Dukitip dari suara.com, Dosen Perbankan Syariah Fakultas Agama Islam (FAI) UM Surabaya, Arin Setyowati menyebut bahwa dalam konteks persoalan pertukaran uang dengan uang sejenis, hukumnya boleh dilakukan asalkan dalam penukaran uang tidak ada penambahan maupun pengurangan uang yang dibayarkan atas pecahan yang baru akan ditukar.
Namun, jika dalam penukatan uang tersebut ada perbedaan jumlah yang diterima, baik ditambah atau dikurangi, maka hukumnya menjadi haram.
Sementara, menurut Zainal Arifin yang merupakan salah seorang pengajar di Madrasah Diniyah Salafiyah Al-Ma’arif Pondok Pesantren Syaichona Moh Cholil Demangan Barat Bangkalan, permasalahan dalam konteks penukaran uang ini terletak pada menyamakan uang kertas dengan emas dan perak atau tidak mennyamakannya sehingga itu menjadi poin ada dan tidak adanya riba di dalamnya.
Zainal Arifin kemudian menyadur beberapa pandangan ulama untuk memperkuat pandangannya yang kemudian ditulis dalam buku berjudul Pandangan Sejumlah Ulama Terkait Hukum Menukar Uang Baru, diantaranya:
1. Boleh, menurut ulama madzhab Syafii, Hanafi dan pendapat yang dalam madzhab Hanbali dengan syarat dilakukan secara kontan bukan secara utang.
2. Tidak boleh, menurut pendapat yang kuat dalam madzhab Maliki dan sebagian riwayat dalam madzhab Hanbali.
Seseorang bertanya dalam sebuah forum tanya jawab perihal hukum jasa penukaran uang dalam islam.
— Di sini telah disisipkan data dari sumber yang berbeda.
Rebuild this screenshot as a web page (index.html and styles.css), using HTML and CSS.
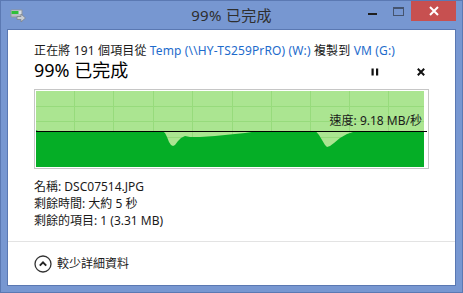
FILE: index.html
```html
<!DOCTYPE html>
<html lang="zh-Hant">

<head>
    <meta charset="UTF-8">
    <meta name="viewport" content="width=device-width, initial-scale=1.0">
    <title>99% 已完成</title>
    <link rel="stylesheet" href="styles.css">
</head>

<body>
    <div class="window">
        <div class="titlebar">
            <div class="tb-left">
                <svg class="app-icon" width="16" height="15" viewBox="0 0 16 15">
                    <rect x="0.5" y="1.5" width="12" height="8" rx="1" fill="#8f969e" />
                    <rect x="1.5" y="2.5" width="10" height="4" fill="#d9dde2" />
                    <rect x="1.5" y="3" width="7" height="3" fill="#2fbf3a" />
                    <rect x="1.5" y="6.5" width="10" height="2" fill="#b8bec6" />
                    <path d="M7 8.5h4v-2.5l4.5 4l-4.5 4v-2.5h-4z" fill="#c9ced4" stroke="#7c838c" stroke-width="0.8" />
                </svg>
            </div>
            <div class="tb-title">99% 已完成</div>
            <div class="tb-controls">
                <span class="ctl ctl-min"><i></i></span>
                <span class="ctl ctl-max"><i></i></span>
                <span class="ctl ctl-close">
                    <svg width="10" height="10" viewBox="0 0 10 10">
                        <path d="M1 1l8 8M9 1l-8 8" stroke="#fff" stroke-width="2" />
                    </svg>
                </span>
            </div>
        </div>

        <div class="client">
            <div class="main">
                <p class="summary">正在將 191 個項目從 <a href="#">Temp (\\HY-TS259PrRO) (W:)</a> 複製到 <a href="#">VM (G:)</a></p>

                <div class="status-row">
                    <h1>99% 已完成</h1>
                    <div class="actions">
                        <span class="action">
                            <svg width="8" height="8" viewBox="0 0 8 8">
                                <rect x="0.5" y="0.5" width="2.2" height="7" fill="#111" />
                                <rect x="5" y="0.5" width="2.2" height="7" fill="#111" />
                            </svg>
                        </span>
                        <span class="action">
                            <svg width="8" height="8" viewBox="0 0 8 8">
                                <path d="M0.8 0.8l6.4 6.4M7.2 0.8l-6.4 6.4" stroke="#111" stroke-width="2" />
                            </svg>
                        </span>
                    </div>
                </div>

                <div class="graph">
                    <svg width="391" height="76" viewBox="0 0 391 76">
                        <rect x="0" y="0" width="388" height="76" fill="#abe591" />
                        <g stroke="#97db7c" stroke-width="1">
                            <path d="M38.5 0v76M77.5 0v76M117.5 0v76M156.5 0v76M196.5 0v76M235.5 0v76M274.5 0v76M313.5 0v76M352.5 0v76" />
                            <path d="M0 15.5h388M0 30.5h388M0 46.5h388M0 61.5h388" />
                        </g>
                        <polygon fill="#05ae26" points="0,39 2,40 127,40.5 129,42 131,46 133,51 135,54 137,55 139,54 142,50 145,47 149,45 154,46 164,46 179,45 189,44 199,43 209,42 219,40.5 280,40.5 283,44 286,49 289,54 291,56 294,55 298,52 304,47 311,43 317,41 388,41 388,76 0,76" />
                        <path d="M0 40.5h391" stroke="#000" stroke-width="1" />
                    </svg>
                    <span class="speed">速度: 9.18 MB/秒</span>
                </div>

                <div class="details">
                    <div>名稱: DSC07514.JPG</div>
                    <div>剩餘時間: 大約 5 秒</div>
                    <div>剩餘的項目: 1 (3.31 MB)</div>
                </div>
            </div>

            <div class="footer">
                <svg class="toggle" width="18" height="18" viewBox="0 0 18 18">
                    <circle cx="9" cy="9" r="8" fill="none" stroke="#333" stroke-width="1.3" />
                    <path d="M5.8 10.6L9 7.4l3.2 3.2" fill="none" stroke="#222" stroke-width="2" />
                </svg>
                <span>較少詳細資料</span>
            </div>
        </div>
    </div>
</body>

</html>
```

FILE: styles.css
```css
* {
    box-sizing: border-box;
    font-family: 'Noto Sans', 'Noto Sans CJK TC', sans-serif;
}

body {
    margin: 0;
    color: #1a1a1a;
}

.window {
    display: flex;
    flex-direction: column;
    width: 463px;
    height: 293px;
    border: 1px solid #5b79b3;
    background-color: #7797d1;
}

.titlebar {
    display: grid;
    grid-template-columns: 1fr auto 1fr;
    align-items: center;
    height: 28px;
}

.tb-left {
    display: flex;
    padding-left: 9px;
}

.app-icon {
    display: block;
}

.tb-title {
    color: #2e2e2e;
    font-size: 15px;
    line-height: 20px;
    letter-spacing: 0.02em;
}

.tb-controls {
    display: flex;
    align-self: start;
    justify-content: flex-end;
    padding-right: 6px;
}

.ctl {
    display: flex;
    justify-content: center;
    width: 26px;
    height: 20px;
}

.ctl-min i {
    width: 9px;
    height: 2px;
    margin-top: 12px;
    background-color: #1f1f1f;
}

.ctl-max i {
    width: 11px;
    height: 9px;
    margin-top: 6px;
    border: 1px solid #45546f;
    border-top-width: 2px;
}

.ctl-close {
    align-items: center;
    width: 45px;
    background-color: #c75050;
}

.client {
    display: flex;
    flex: 1;
    flex-direction: column;
    margin: 0 6px 6px;
    border: 1px solid #5a78b2;
    background-color: #fff;
}

.main {
    flex: 1;
    padding: 13px 26px 0;
}

.summary {
    margin: 0;
    font-size: 12px;
    line-height: 16px;
    letter-spacing: 0.012em;
    white-space: nowrap;
}

.summary a {
    color: #1e6bcc;
    text-decoration: none;
}

.status-row {
    display: flex;
    align-items: center;
    justify-content: space-between;
    margin-bottom: 8px;
}

h1 {
    margin: 0;
    color: #000;
    font-size: 18px;
    font-weight: 400;
    line-height: 22px;
}

.actions {
    display: flex;
    gap: 30px;
    padding-top: 4px;
}

.action {
    display: flex;
    justify-content: center;
    width: 16px;
}

.graph {
    position: relative;
    height: 80px;
    padding: 1px;
    border: 1px solid #c6c6c6;
}

.graph svg {
    display: block;
}

.speed {
    position: absolute;
    top: 23px;
    right: 6px;
    font-size: 12px;
    line-height: 16px;
    white-space: nowrap;
}

.details {
    margin-top: 9px;
    font-size: 12px;
    line-height: 17px;
}

.footer {
    display: flex;
    align-items: center;
    gap: 5px;
    padding: 13px 26px 12px;
    border-top: 1px solid #e3e3e3;
    font-size: 12px;
    line-height: 18px;
}

.toggle {
    display: block;
}
```
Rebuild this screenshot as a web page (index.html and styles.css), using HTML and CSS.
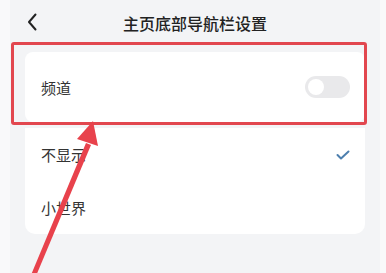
FILE: index.html
```html
<!DOCTYPE html>
<html lang="zh">
<head>
<meta charset="utf-8">
<link rel="stylesheet" href="styles.css">
</head>
<body>
<div class="screen">
  <div class="page">
    <header class="header">
      <svg class="back" width="12" height="20" viewBox="0 0 12 20"><path d="M9.5 2.5 L3 10 L9.5 17.5" fill="none" stroke="#222" stroke-width="2" stroke-linecap="round" stroke-linejoin="round"/></svg>
      <div class="title">主页底部导航栏设置</div>
    </header>
    <div class="card card-top">
      <div class="row row-tall">
        <span class="label">频道</span>
        <span class="toggle"><span class="knob"></span></span>
      </div>
    </div>
    <div class="card card-list">
      <div class="row">
        <span class="label">不显示</span>
        <svg class="check" width="14" height="10" viewBox="0 0 14 10"><path d="M1.5 5 L5 8.5 L12.5 1.5" fill="none" stroke="#4d7fae" stroke-width="2" stroke-linecap="round" stroke-linejoin="round"/></svg>
      </div>
      <div class="row">
        <span class="label">小世界</span>
      </div>
    </div>
  </div>
  <div class="highlight"></div>
  <svg class="arrow" width="386" height="273" viewBox="0 0 386 273">
    <path d="M31 275 L86 143 L91 145 L36 276 Z" fill="#e8424c"/>
    <path d="M93 121 L77 139 L98 146 Z" fill="#e8424c"/>
  </svg>
</div>
</body>
</html>
```
FILE: styles.css
```css
html, body {
  margin: 0;
  padding: 0;
}
body {
  width: 386px;
  height: 273px;
  overflow: hidden;
  background: #f9f9fa;
  font-family: "Noto Sans CJK SC", "Noto Sans", sans-serif;
}
.screen {
  position: relative;
  width: 386px;
  height: 273px;
  display: flex;
  padding-left: 10px;
  padding-right: 6px;
  box-sizing: border-box;
}
.page {
  flex: 1;
  background: #f3f4f6;
  display: flex;
  flex-direction: column;
  padding: 0 15px;
}
.header {
  height: 46px;
  display: flex;
  align-items: center;
  justify-content: center;
  position: relative;
}
.back {
  position: absolute;
  left: 1px;
  top: 12px;
}
.title {
  font-size: 16px;
  font-weight: 500;
  color: #222;
}
.card {
  background: #fff;
  border-radius: 8px;
}
.card-top {
  margin-top: 6px;
}
.card-list {
  margin-top: 6px;
  border-radius: 0 0 10px 10px;
}
.row {
  height: 53px;
  display: flex;
  align-items: center;
  justify-content: space-between;
  padding: 0 15px 0 16px;
}
.row-tall {
  height: 70px;
}
.label {
  font-size: 15px;
  color: #333;
}
.toggle {
  width: 45px;
  height: 22px;
  border-radius: 11px;
  background: #e9e9eb;
  position: relative;
}
.knob {
  position: absolute;
  left: 3px;
  top: 3px;
  width: 16px;
  height: 16px;
  border-radius: 50%;
  background: #fff;
}
.highlight {
  position: absolute;
  left: 11px;
  top: 42px;
  width: 350px;
  height: 77px;
  border: 3px solid #e2474f;
  border-radius: 3px;
}
.arrow {
  position: absolute;
  left: 0;
  top: 0;
}
```
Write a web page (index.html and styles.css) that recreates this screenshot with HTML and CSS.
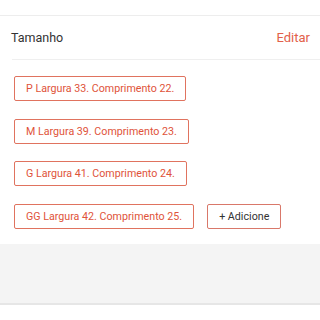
FILE: index.html
```html
<!DOCTYPE html>
<html>
<head>
<meta charset="utf-8">
<link rel="stylesheet" href="styles.css">
</head>
<body>
<div class="top"></div>
<div class="section">
  <div class="header">
    <span class="title">Tamanho</span>
    <span class="edit">Editar</span>
  </div>
  <div class="list">
    <div class="row"><span class="tag">P Largura 33. Comprimento 22.</span></div>
    <div class="row"><span class="tag">M Largura 39. Comprimento 23.</span></div>
    <div class="row"><span class="tag">G Largura 41. Comprimento 24.</span></div>
    <div class="row"><span class="tag">GG Largura 42. Comprimento 25.</span><span class="tag add">+ Adicione</span></div>
  </div>
</div>
<div class="grey"></div>
</body>
</html>
```
FILE: styles.css
```css
html, body { margin: 0; padding: 0; background: #fff; }
body { font-family: Roboto, "Noto Sans", sans-serif; width: 320px; }
.top { height: 15px; border-bottom: 1px solid #ededed; }
.section { padding-left: 12px; }
.header {
  display: flex; justify-content: space-between; align-items: center;
  height: 43px; padding-right: 10px;
  border-bottom: 1px solid #efefef;
  font-size: 12.5px;
}
.title { color: #333; margin-left: -1px; }
.edit { color: #e2604a; font-size: 13px; }
.list { padding: 16px 0 15px 2px; display: flex; flex-direction: column; gap: 17.7px; }
.row { display: flex; gap: 13px; }
.tag {
  display: inline-flex; align-items: center; height: 23px;
  padding: 0 11px; border: 1px solid #e0735f; border-radius: 2px;
  color: #e0533a; font-size: 10.7px; box-sizing: content-box;
}
.add { color: #333; border-color: #d9786a; padding: 0 11px; }
.grey { height: 59px; background: #f4f4f4; border-bottom: 2px solid #e6e6e6; }
```
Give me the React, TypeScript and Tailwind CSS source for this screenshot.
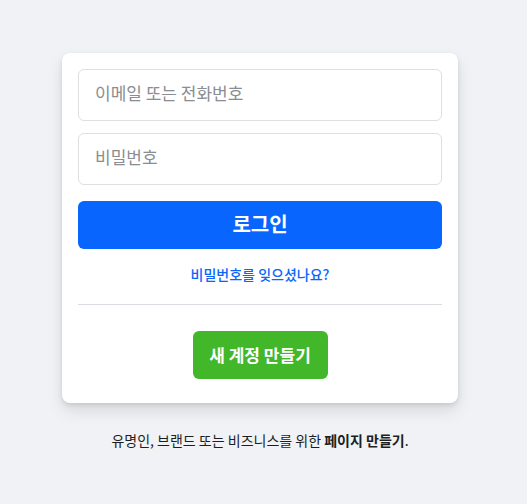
export default function App() {
  return (
    <div
      className="min-h-[504px] w-full bg-[#f0f2f5] flex flex-col items-center pt-[53px] pr-[7px]"
      style={{ fontFamily: '"Noto Sans CJK KR", "Noto Sans", sans-serif' }}
    >
      <div className="w-[396px] bg-white rounded-lg shadow-[0_2px_4px_rgba(0,0,0,0.1),0_8px_16px_rgba(0,0,0,0.1)] p-4 pb-6 flex flex-col">
        <input
          type="text"
          placeholder="이메일 또는 전화번호"
          className="h-[52px] w-full rounded-md border border-[#dddfe2] px-4 pb-[5px] text-[17px] text-[#1c1e21] placeholder:text-[#8a8d91] outline-none"
        />
        <input
          type="password"
          placeholder="비밀번호"
          className="mt-3 h-[52px] w-full rounded-md border border-[#dddfe2] px-4 pb-[5px] text-[17px] text-[#1c1e21] placeholder:text-[#8a8d91] outline-none"
        />
        <button className="mt-4 h-12 w-full rounded-md bg-[#0866ff] text-[20px] font-bold text-white leading-none pb-[2px]">
          로그인
        </button>
        <a className="mt-4 text-center text-sm font-medium leading-[19px] text-[#0866ff]">
          비밀번호를 잊으셨나요?
        </a>
        <div className="mt-5 h-px bg-[#dadde1]" />
        <div className="mt-[26px] flex justify-center">
          <button className="h-12 w-[135px] rounded-md bg-[#42b72a] text-[17px] font-bold text-white leading-none pb-[2px]">
            새 계정 만들기
          </button>
        </div>
      </div>
      <p className="mt-[27px] text-sm text-[#1c1e21]">
        유명인, 브랜드 또는 비즈니스를 위한 <span className="font-bold">페이지 만들기</span>.
      </p>
    </div>
  );
}
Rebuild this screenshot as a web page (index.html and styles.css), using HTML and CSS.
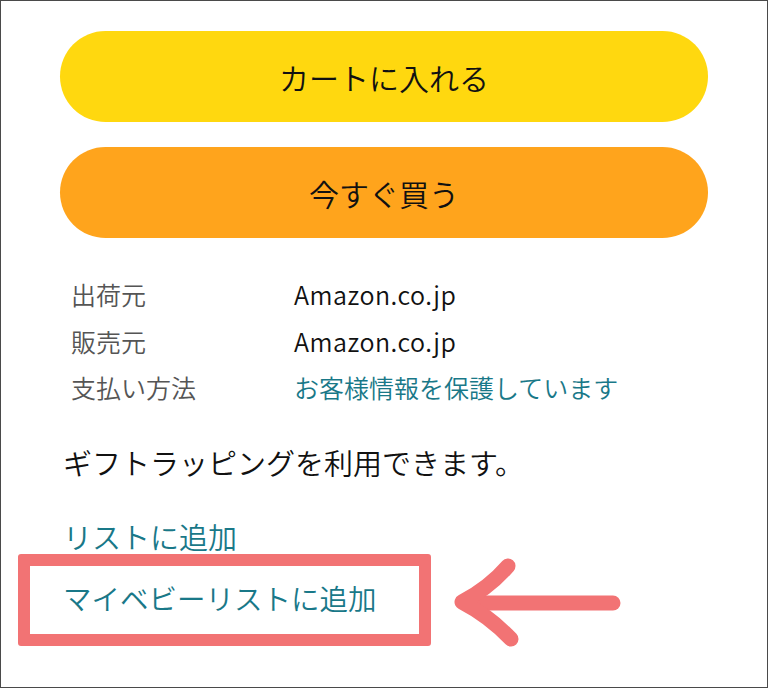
FILE: index.html
```html
<!DOCTYPE html>
<html lang="ja">
<head>
<meta charset="UTF-8">
<meta name="viewport" content="width=device-width, initial-scale=1.0">
<title>カートに入れる</title>
<link rel="stylesheet" href="styles.css">
</head>
<body>
<div class="frame">
    <button class="btn btn-cart">カートに入れる</button>
    <button class="btn btn-buy">今すぐ買う</button>

    <div class="details">
        <div class="label">出荷元</div>
        <div class="value latin">Amazon.co.jp</div>
        <div class="label">販売元</div>
        <div class="value latin">Amazon.co.jp</div>
        <div class="label">支払い方法</div>
        <div class="value link">お客様情報を保護しています</div>
    </div>

    <p class="gift">ギフトラッピングを利用できます。</p>

    <a class="list-link" href="#">リストに追加</a>

    <div class="callout">
        <div class="highlight">
            <a class="list-link" href="#">マイベビーリストに追加</a>
        </div>
        <svg class="arrow" width="175" height="95" viewBox="0 0 175 95">
            <path d="M162 50 L16 50" />
            <path d="M57 13 Q38 35 11 49 Q38 63 60 86" />
        </svg>
    </div>
</div>
</body>
</html>
```

FILE: styles.css
```css
body {
    margin: 0;
    font-family: "Noto Sans CJK JP", "Noto Sans", sans-serif;
    font-weight: 350;
    background-color: #fff;
    color: #111;
}
.frame {
    width: 768px;
    height: 688px;
    box-sizing: border-box;
    border: 1px solid #4a4a4a;
    padding: 30px 60px 0 59px;
}
.btn {
    display: block;
    width: 648px;
    height: 91px;
    border: none;
    border-radius: 46px;
    font-family: inherit;
    font-weight: 350;
    font-size: 30px;
    color: #111;
    cursor: pointer;
}
.btn-cart {
    background-color: #ffd80f;
    margin-bottom: 25px;
}
.btn-buy {
    background-color: #ffa41c;
}
.details {
    display: grid;
    grid-template-columns: 223px 1fr;
    margin: 33px 0 0 11px;
    font-size: 25px;
    line-height: 46.5px;
}
.label {
    color: #555;
}
.value {
    color: #111;
}
.latin {
    letter-spacing: 0.5px;
}
.link {
    color: #197888;
}
.gift {
    margin: 31px 0 0 3px;
    font-size: 29px;
    line-height: 40px;
}
.list-link {
    display: block;
    color: #197888;
    text-decoration: none;
    font-size: 29px;
    line-height: 40px;
}
.frame > .list-link {
    margin: 34px 0 0 3px;
}
.callout {
    display: flex;
    align-items: center;
    margin: -3px 0 0 -42px;
}
.highlight {
    width: 413px;
    height: 92px;
    box-sizing: border-box;
    border: 12px solid #f27374;
    border-radius: 3px;
    padding: 12px 0 0 33px;
}
.highlight .list-link {
    font-size: 28.5px;
}
.arrow {
    margin-left: 20px;
    fill: none;
    stroke: #f27374;
    stroke-width: 15;
    stroke-linecap: round;
    stroke-linejoin: round;
}
```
Ia bertanya, bagaimana jika menukar uang sejulah Rp1.000.000 namun yang didapatkan hanya Rp970.000?
Kemudian, jawabannya adalah menukarkan uang menjelang lebaran dengan niat bersedekah uang baru dengan nominal tertentu hukumnya boleh.
Sebab niatnya bersedekah, maka berpotensi menjadi sunah berdasar pada makna hadis “Berilah sedekah yang tebaik pada hari itu (Ied Fitri)”.
Melihat pandangan hukum Islam mengenai membeli atau tukar uang menjelang lebaran seperti penjelasan di atas, maka disarankan untuk meniatkan praktik tersebut sebagai akad ijarah, sehingga kelebihan uang yang diberikan bukan termasuk riba, melainkan sebagai bentuk upah atau jasa yang diberikan kepada pemilik jasa penukaran uang tersebut. (*)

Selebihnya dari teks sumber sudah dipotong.